In performance: NSO with John Adams

American composer John Adams appeared on the podium of the National Symphony Orchestra last night, continuing a series of concerts at the Kennedy Center devoted to his music that began with Jennifer Koh’s recital on Sunday. Composers are possibly too close to their own work to know how to treat it objectively, as a conductor must, to obtain the best result. Yet a composer-led performance, precisely because of that subjectivity, can also tell you something unique about what the composer was thinking.

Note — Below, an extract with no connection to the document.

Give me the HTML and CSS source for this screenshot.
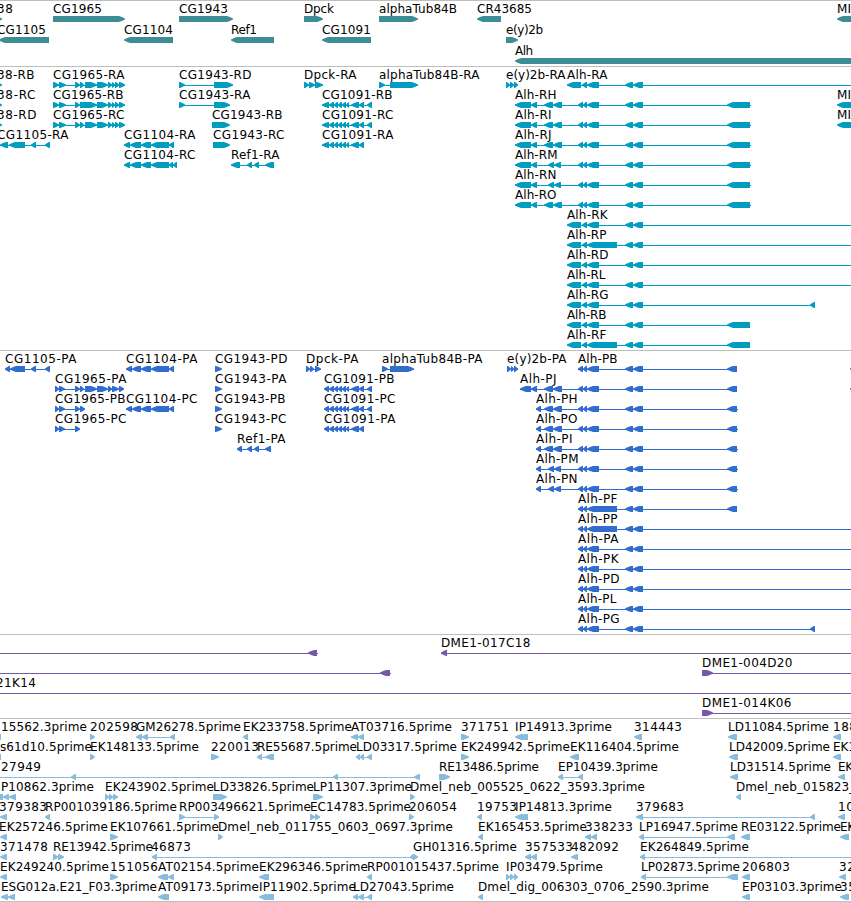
FILE: index.html
```
<!DOCTYPE html>
<html lang="en">
<head>
    <meta charset="UTF-8">
    <meta name="viewport" content="width=device-width, initial-scale=1.0">
    <title>Genome Browser</title>
    <link rel="stylesheet" href="styles.css">
</head>
<body>
    <main class="browser">
        <svg class="track genes" id="genes"></svg>
        <svg class="track transcripts" id="transcripts"></svg>
        <svg class="track proteins" id="proteins"></svg>
        <svg class="track bacs" id="bacs"></svg>
        <svg class="track ests" id="ests"></svg>
    </main>
    <script src="script.js"></script>
</body>
</html>
```
FILE: styles.css
```
body {
    margin: 0;
    background-color: #fff;
    overflow: hidden;
}

.browser {
    display: flex;
    flex-direction: column;
    width: 851px;
    height: 901px;
    border-bottom: 1px solid #bebebe;
}

.track {
    display: block;
    box-sizing: border-box;
    width: 851px;
    flex: none;
    border-top: 1px solid #bebebe;
    overflow: hidden;
}

.track text {
    font-family: "DejaVu Sans", sans-serif;
    font-size: 12px;
    fill: #000;
    white-space: pre;
}

.genes {
    height: 66px;
    color: #3d8d94;
}

.transcripts {
    height: 284px;
    color: #009dc0;
}

.proteins {
    height: 284px;
    color: #306dce;
}

.bacs {
    height: 84px;
    color: #7558a8;
}

.ests {
    height: 183px;
    color: #88bcdd;
}

.exon,
.intron {
    fill: currentColor;
}

.intron {
    shape-rendering: crispEdges;
}
```
FILE: script.js
```
var SVG_NS = 'http://www.w3.org/2000/svg';

// Label advance widths, in pixels
var ADVANCE = {
    A: 8, B: 7, C: 8, D: 9, E: 7, F: 7, G: 9, H: 9, I: 4, J: 4, K: 8, L: 6, M: 10, N: 9, O: 9,
    P: 7, R: 7, S: 7, T: 7, a: 7, c: 6, d: 8, e: 7, f: 4, g: 8, h: 7, i: 3, k: 7, l: 3, m: 11,
    n: 8, p: 8, r: 5, s: 6, u: 8, b: 8, y: 6, '(': 4, ')': 4, '-': 7.5, '.': 4, '_': 6
};

// Exon runs shared by several transcripts
var CG1965_END = ' 97-108 108-112 112-115 115-119 119-125';
var CG1091 = ' 329-334 334-338 338-342 342-346 346-349 351-359 359-364';
var ALH_MID = ' 625-633 633-643';
var ALH_TAIL = ' 578-583 583-587 587-599' + ALH_MID;
var ALH_RK = '567-581 582-587 587-599' + ALH_MID;
var ALH_RP = '567-581 582-587 587-617' + ALH_MID;
var ALH_RH = '515-531 531-537 544-553 553-562' + ALH_TAIL + ' 727-750';
var ALH_RM = '515-531 531-537 548-554 554-561' + ALH_TAIL + ' 727-750';
var ALH_PH = '536-541 544-553 553-562' + ALH_TAIL + ' 727-737';
var ALH_PM = '536-541 548-554 554-561' + ALH_TAIL + ' 727-737';

// Feature: [label, label x, strand, exons, line (when longer than the exons)]
var genes = [
    [
        ['38', -3, '+', '-10-2'], ['CG1965', 53, '+', '53-125'], ['CG1943', 179, '+', '179-233'],
        ['Dpck', 304, '+', '304-323'], ['alphaTub84B', 379, '+', '379-418'],
        ['CR43685', 477, '-', '477-501'], ['MI', 837, '-', '837-880']
    ],
    [
        ['CG1105', -3, '-', '-1-49'], ['CG1104', 124, '-', '124-173'], ['Ref1', 231, '-', '231-274'],
        ['CG1091', 322, '-', '322-371'], ['e(y)2b', 506, '+', '506-518']
    ],
    [['Alh', 515, '-', '515-880']]
];

var transcripts = [
    [
        ['38-RB', -3, '+', '-4-2'],
        ['CG1965-RA', 53, '+', '53-59 59-66 75-80 80-84 85-97' + CG1965_END],
        ['CG1943-RD', 179, '+', '179-185 214-233'],
        ['Dpck-RA', 304, '+', '304-309 309-315 315-323'],
        ['alphaTub84B-RA', 379, '+', '379-385 390-418'],
        ['e(y)2b-RA', 506, '+', '506-510 510-514 514-518'],
        ['Alh-RA', 567, '-', ALH_RK, '567-851']
    ],
    [
        ['38-RC', -3, '+', '-4-2'],
        ['CG1965-RB', 53, '+', '53-59 59-66 75-80 80-97' + CG1965_END],
        ['CG1943-RA', 179, '+', '179-185 214-230'],
        ['CG1091-RB', 322, '-', '322-329' + CG1091 + ' 367-372'],
        ['Alh-RH', 515, '-', ALH_RH, '515-751'],
        ['MI', 837, '-', '837-880']
    ],
    [
        ['38-RD', -3, '+', '-4-2'],
        ['CG1965-RC', 53, '+', '53-59 59-66 75-80 80-84 85-97' + CG1965_END],
        ['CG1943-RB', 212, '+', '212-230'],
        ['CG1091-RC', 322, '-', '322-329' + CG1091 + ' 367-372'],
        ['Alh-RI', 515, '-', ALH_RH, '515-751'],
        ['MI', 837, '-', '837-880']
    ],
    [
        ['CG1105-RA', -3, '-', '0-8 9-25 31-36 45-50'],
        ['CG1104-RA', 124, '-', '124-130 130-141 141-151 151-169 169-174'],
        ['CG1943-RC', 213, '+', '213-230'],
        ['CG1091-RA', 322, '-', '322-329' + CG1091],
        ['Alh-RJ', 515, '-', ALH_RH, '515-751']
    ],
    [
        ['CG1104-RC', 124, '-', '124-130 130-141 141-151 151-169 169-173 173-177'],
        ['Ref1-RA', 231, '-', '231-240 247-252 254-259 265-274'],
        ['Alh-RM', 515, '-', ALH_RM, '515-751']
    ],
    [['Alh-RN', 515, '-', ALH_RM, '515-751']],
    [['Alh-RO', 515, '-', ALH_RH, '515-751']],
    [['Alh-RK', 567, '-', ALH_RK, '567-851']],
    [['Alh-RP', 567, '-', ALH_RP, '567-851']],
    [['Alh-RD', 567, '-', ALH_RK, '567-851']],
    [['Alh-RL', 567, '-', ALH_RK, '567-851']],
    [['Alh-RG', 567, '-', ALH_RK + ' 810-815']],
    [['Alh-RB', 567, '-', ALH_RK + ' 727-750']],
    [['Alh-RF', 567, '-', ALH_RP + ' 727-750']]
];

var proteins = [
    [
        ['CG1105-PA', 5, '-', '5-10 10-25 31-36 45-50'],
        ['CG1104-PA', 126, '-', '126-132 132-141 141-151 151-169 169-174'],
        ['CG1943-PD', 215, '+', '215-222'],
        ['Dpck-PA', 306, '+', '306-310 310-314 315-321'],
        ['alphaTub84B-PA', 382, '+', '382-388 390-414'],
        ['e(y)2b-PA', 507, '+', '507-511 511-514 514-518'],
        ['Alh-PB', 578, '-', ALH_TAIL + ' 727-737'],
        ['', 850, '-', '850-860']
    ],
    [
        ['CG1965-PA', 55, '+', '55-59 59-65 75-80 80-84 85-97 97-108 108-112 112-119 119-124'],
        ['CG1943-PA', 215, '+', '215-222'],
        ['CG1091-PB', 324, '-', '324-329' + CG1091 + ' 367-372'],
        ['Alh-PJ', 520, '-', '520-531 531-537 544-553 553-562' + ALH_TAIL + ' 727-737'],
        ['', 850, '-', '850-860']
    ],
    [
        ['CG1965-PB', 55, '+', '55-59 59-65 75-80 80-85'],
        ['CG1104-PC', 126, '-', '126-132 132-141 141-151 151-169 169-174'],
        ['CG1943-PB', 215, '+', '215-222'],
        ['CG1091-PC', 324, '-', '324-329' + CG1091 + ' 367-372'],
        ['Alh-PH', 536, '-', ALH_PH, '536-738']
    ],
    [
        ['CG1965-PC', 55, '+', '55-59 59-65 75-80'],
        ['CG1943-PC', 215, '+', '215-222'],
        ['CG1091-PA', 324, '-', '324-329' + CG1091],
        ['Alh-PO', 536, '-', ALH_PH, '536-738']
    ],
    [
        ['Ref1-PA', 237, '-', '237-242 247-252 254-259 265-271'],
        ['Alh-PI', 536, '-', ALH_PH, '536-738']
    ],
    [['Alh-PM', 536, '-', ALH_PM, '536-738']],
    [['Alh-PN', 536, '-', ALH_PM, '536-738']],
    [['Alh-PF', 578, '-', '578-583 583-587 587-617' + ALH_MID + ' 727-737']],
    [['Alh-PP', 578, '-', '578-583 583-587 587-617' + ALH_MID, '578-851']],
    [['Alh-PA', 578, '-', ALH_TAIL, '578-851']],
    [['Alh-PK', 578, '-', ALH_TAIL, '578-851']],
    [['Alh-PD', 578, '-', ALH_TAIL, '578-851']],
    [['Alh-PL', 578, '-', ALH_TAIL, '578-851']],
    [['Alh-PG', 578, '-', ALH_TAIL + ' 810-815']]
];

var bacs = [
    [['', 0, '-', '308-317', '0-318'], ['DME1-017C18', 441, '-', '441-447', '441-851']],
    [['', 0, '-', '380-390', '0-391'], ['DME1-004D20', 702, '+', '702-713', '702-851']],
    [['21K14', -4, '-', '', '0-851']],
    [['DME1-014K06', 702, '+', '702-713', '702-851']]
];

var ests = [
    [
        ['15562.3prime', 1, '-', '-5-1'], ['202598', 90, '+', '90-95'],
        ['GM26278.5prime', 136, '-', '136-142 142-148 170-175'], ['EK233758.5prime', 243, '-', '243-248'],
        ['AT03716.5prime', 351, '-', '351-358 358-364'], ['371751', 461, '+', '461-469'],
        ['IP14913.3prime', 515, '-', '515-528'], ['314443', 634, '-', '634-642'],
        ['LD11084.5prime', 728, '-', '728-737'], ['188', 833, '-', '833-841']
    ],
    [
        ['s61d10.5prime', 0, '-', '-5-1'], ['EK148133.5prime', 90, '+', '90-95'],
        ['220013', 211, '+', '211-219'], ['RE55687.5prime', 257, '-', '257-262 265-274'],
        ['LD03317.5prime', 356, '-', '356-360 360-364 367-372'], ['EK249942.5prime', 461, '+', '461-469'],
        ['EK116404.5prime', 570, '-', '570-579'], ['LD42009.5prime', 729, '-', '729-738'],
        ['EK1', 833, '-', '833-841']
    ],
    [
        ['27949', 1, '-', '71-76 333-338 414-420', '0-420'], ['RE13486.5prime', 439, '+', '439-450'],
        ['EP10439.3prime', 558, '-', '558-563 578-583'], ['LD31514.5prime', 730, '-', '730-738'],
        ['EK', 838, '-', '838-845']
    ],
    [
        ['P10862.3prime', 1, '-', '-5-3 3-9 9-16'], ['EK243902.5prime', 105, '+', '105-109 109-113 113-118'],
        ['LD33826.5prime', 213, '+', '213-227'], ['LP11307.3prime', 313, '+', '313-323'],
        ['Dmel_neb_005525_0622_3593.3prime', 410, '+', '410-415'], ['Dmel_neb_015823_0', 736, '-', '736-741']
    ],
    [
        ['379383', -1, '-', '0-7'], ['RP001039186.5prime', 45, '-', '45-50'],
        ['RP003496621.5prime', 179, '+', '179-185 214-219'], ['EC14783.5prime', 310, '+', '310-315 315-320'],
        ['206054', 409, '+', '409-414'], ['19753', 477, '-', '477-482'],
        ['IP14813.3prime', 515, '-', '515-528'], ['379683', 636, '-', '636-643 810-815'],
        ['10', 838, '-', '838-845']
    ],
    [
        ['EK257246.5prime', -1, '-', '0-7'], ['EK107661.5prime', 110, '+', '110-118'],
        ['Dmel_neb_011755_0603_0697.3prime', 218, '+', '218-223'], ['EK165453.5prime', 478, '-', '478-483'],
        ['338233', 585, '-', '585-591 591-597'], ['LP16947.5prime', 639, '-', '639-644 727-735'],
        ['RE03122.5prime', 741, '-', '741-750'], ['EK', 840, '-', '840-849']
    ],
    [
        ['371478', 0, '-', '0-7'], ['RE13942.5prime', 53, '+', '53-58 58-64'],
        ['46873', 151, '-', '152-157 410-414'], ['GH01316.5prime', 413, '+', '413-418'],
        ['357533', 525, '-', '525-531 531-537'], ['482092', 571, '-', '571-578'],
        ['EK264849.5prime', 640, '-', '640-645', '640-851']
    ],
    [
        ['EK249240.5prime', 0, '-', '0-7'], ['151056', 110, '+', '110-118'],
        ['AT02154.5prime', 158, '-', '158-168 168-174'], ['EK296346.5prime', 259, '-', '259-269'],
        ['RP001015437.5prime', 367, '-', '367-372'], ['IP03479.5prime', 506, '+', '506-510 510-514 514-518'],
        ['LP02873.5prime', 641, '-', '641-646 727-738'], ['206803', 742, '-', '742-750'],
        ['32', 839, '-', '839-846']
    ],
    [
        ['ESG012a.E21_F03.3prime', 1, '-', '1-8 8-15'], ['AT09173.5prime', 158, '-', '158-169'],
        ['IP11902.5prime', 259, '-', '259-274'], ['LD27043.5prime', 353, '-', '353-358 358-364 367-372'],
        ['Dmel_dig_006303_0706_2590.3prime', 478, '-', '478-483'], ['EP03103.3prime', 742, '-', '742-750'],
        ['35', 840, '-', '840-849']
    ]
];

function add(parent, name, attrs) {
    var node = document.createElementNS(SVG_NS, name);
    for (var key in attrs) {
        node.setAttribute(key, attrs[key]);
    }
    parent.appendChild(node);
    return node;
}

function parseRanges(text) {
    var ranges = [];
    text.replace(/(-?\d+)-(\d+)/g, function(match, start, end) {
        ranges.push([Number(start), Number(end)]);
    });
    return ranges;
}

function labelWidth(label) {
    var width = 0;
    for (var i = 0; i < label.length; i++) {
        width += ADVANCE[label[i]] || 8;
    }
    return width;
}

// Box with a pointed end in the direction of the strand
function drawExon(svg, start, end, strand, y) {
    var head = Math.min(end - start, 7);
    var side = strand === '+' ? 1 : -1;
    var tip = strand === '+' ? end : start;
    var back = strand === '+' ? start : end;
    var neck = tip - side * Math.max(head - 1, 3);
    var mid = tip - side * head * 0.45;
    add(svg, 'polygon', {
        'class': 'exon',
        points: [
            back, y, neck, y, mid, y + 1, tip, y + 2.5,
            tip, y + 3.5, mid, y + 5, neck, y + 6, back, y + 6
        ].join(' ')
    });
}

function drawTrack(id, rows, pitch) {
    var svg = document.getElementById(id);
    rows.forEach(function(row, index) {
        var top = index * pitch;
        row.forEach(function(feature) {
            var exons = parseRanges(feature[3]);
            var line = feature[4] ? parseRanges(feature[4])[0] : [exons[0][0], exons[exons.length - 1][1]];
            if (feature[4] || exons.length > 1) {
                add(svg, 'rect', { 'class': 'intron', x: line[0], y: top + 18, width: line[1] - line[0], height: 1 });
            }
            exons.forEach(function(exon) {
                drawExon(svg, exon[0], exon[1], feature[2], top + 15);
            });
            if (feature[0]) {
                var text = add(svg, 'text', { x: feature[1], y: top + 12, textLength: labelWidth(feature[0]) });
                text.textContent = feature[0];
            }
        });
    });
}

drawTrack('genes', genes, 21);
drawTrack('transcripts', transcripts, 20);
drawTrack('proteins', proteins, 20);
drawTrack('bacs', bacs, 20);
drawTrack('ests', ests, 20);
```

The Adams-on-Adams treatment was applied to “The Wound-Dresser,” a 1988 symphonic setting of Walt Whitman’s recollections of his service as a caregiver to wounded troops in the makeshift Civil War hospitals along Washington’s National Mall. It was not necessarily the work one most wanted to hear from Adams, not least because he also conducted it in a similar program with the Baltimore Symphony Orchestra in 2007. The piece can be powerful on first hearing, but after repeated listening its extended elegiac tone can become static. The orchestra played the pulsing chords elegantly, with electronic synthesizer touches recalling the timbre of a glass harmonica. Eric Owens lent a smooth, intense bass-baritone to the vocal part, supported by ghostly violin solos and anguished, disembodied cries from the solo trumpet that strained painfully into the stratosphere.